Insert lock and unlock statements in put and get in notxv6/ph.c so that the number of keys missing is always 0 with multiple threads.

如果直接给put, get操作加锁，能得到正确的结果，但是性能反而比单线程的情况下差。因为每次只能有一个线程访问hash table，其他线程都在等待。这就跟单线程的情况下没有区别了。此外，锁操作（加锁、解锁、锁竞争）也会带来额外的开销，进一步降低性能。

因此，我们需要减少锁的粒度——每个bucket一个锁，让多个线程可以同时访问hash table。

pthread_mutex_t locks[NBUCKET];

static 
void put(int key, int value)
{
  int i = key % NBUCKET;
  pthread_mutex_lock(&locks[i]);

  // is the key already present?
  struct entry *e = 0;
  for (e = table[i]; e != 0; e = e->next) {
    if (e->key == key)
      break;
  }
  if(e){
    // update the existing key.
    e->value = value;
  } else {
    // the new is new.
    insert(key, value, &table[i], table[i]);
  }
  pthread_mutex_unlock(&locks[i]);
}

static struct entry*
get(int key)
{
  int i = key % NBUCKET;
  pthread_mutex_lock(&locks[i]);

  struct entry *e = 0;
  for (e = table[i]; e != 0; e = e->next) {
    if (e->key == key) break;
  }
  pthread_mutex_unlock(&locks[i]);

  return e;
}

别忘了在main函数中初始化锁。

int
main(int argc, char *argv[])
{
  pthread_t *tha;
  void *value;
  double t1, t0;

  for(int i = 0; i < NBUCKET; i++) {
    assert(pthread_mutex_init(&locks[i], NULL) == 0);
  }
  // ...
}

Barrier

Task

Implement a barrier: a point in an application at which all participating threads must wait until all other participating threads reach that point too.

先理解代码：

static int nthread = 1;
static int round = 0;

struct barrier {
  pthread_mutex_t barrier_mutex;
  pthread_cond_t barrier_cond;
  int nthread;      // Number of threads that have reached this round of the barrier
  int round;     // Barrier round
} bstate;

可以看到全局变量nthread记录了程序有多少个线程。

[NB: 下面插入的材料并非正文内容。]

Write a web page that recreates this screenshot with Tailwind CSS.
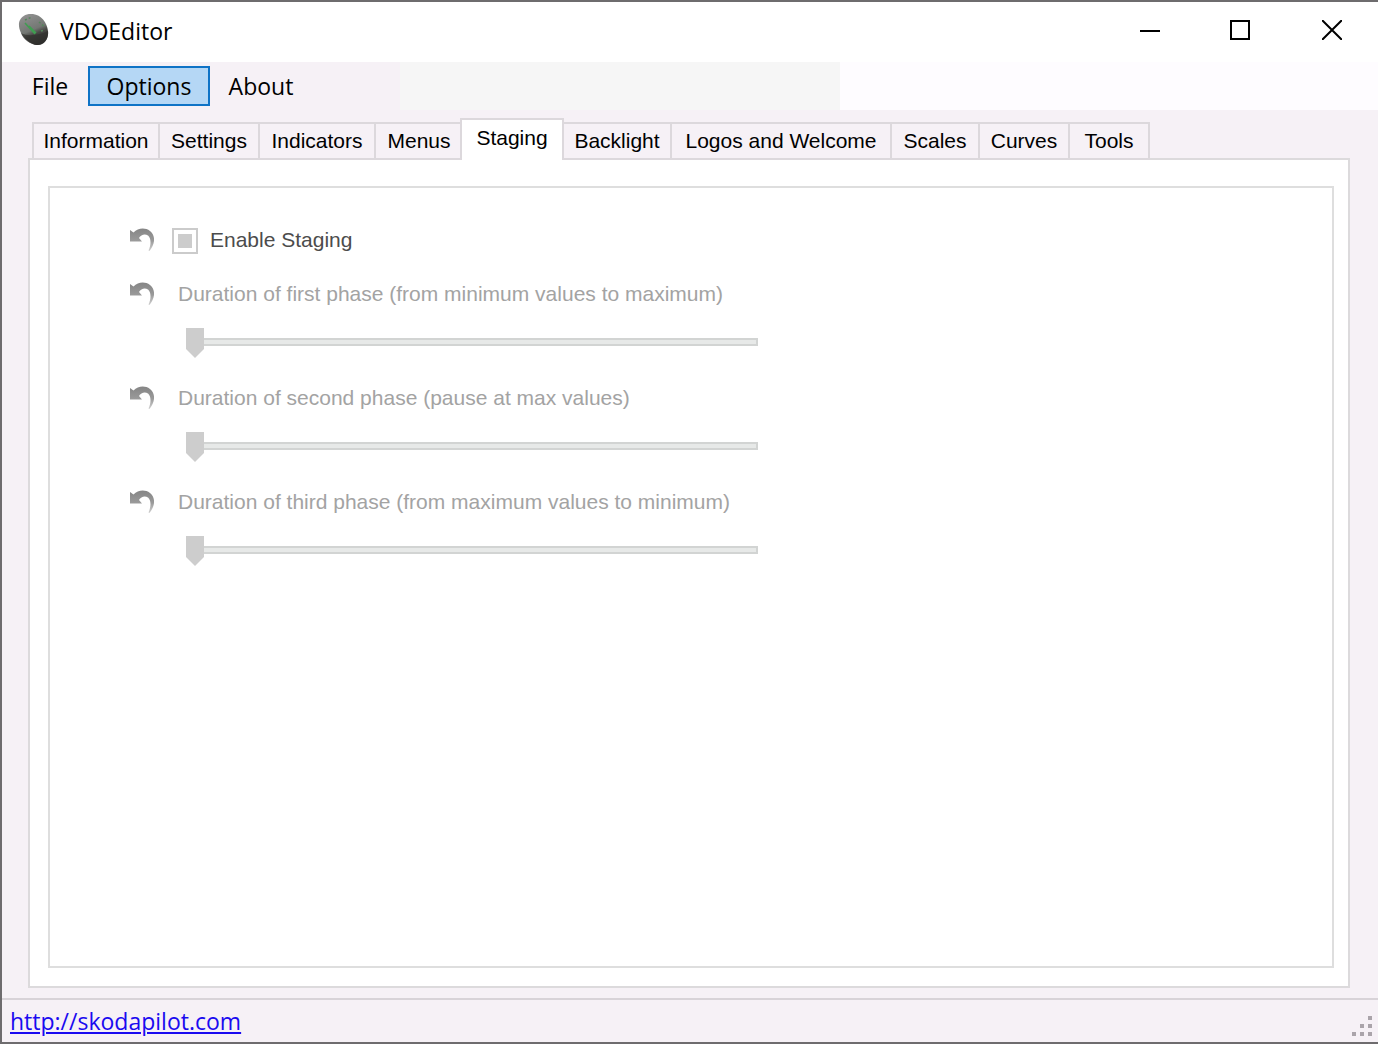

bstate记录了锁、条件变量、当前达到barrier的线程数、当前barrier的round。

static void *
thread(void *xa)
{
  long n = (long) xa;
  long delay;
  int i;

  for (i = 0; i < 20000; i++) {
    int t = bstate.round;
    assert (i == t);
    barrier();
    usleep(random() % 100);
  }

  return 0;
}

每个线程都会执行20000次循环，每次循环中，检查当前的round是否等于循环次数。后调用barrier()，等待其他线程到达barrier。如果barrier正确同步了所有线程，就不会出现i != t的情况。

下面看看barrier()的实现：

static void 
barrier()
{
  // Block until all threads have called barrier() and
  // then increment bstate.round.
  pthread_mutex_lock(&bstate.barrier_mutex);
  bstate.nthread++;
  if (bstate.nthread == nthread) {
    bstate.round++;
    bstate.nthread = 0;
    pthread_cond_broadcast(&bstate.barrier_cond);
  } else {
    pthread_cond_wait(&bstate.barrier_cond, &bstate.barrier_mutex);
  }
  pthread_mutex_unlock(&bstate.barrier_mutex);
}

首先，每个线程都会调用barrier()，因此需要加锁。然后，每个线程都会把bstate.nthread加1，表示当前线程已经到达barrier。如果当前线程是最后一个到达barrier的线程，那么就需要更新bstate.round，并且唤醒其他线程。否则，当前线程就需要等待其他线程到达barrier。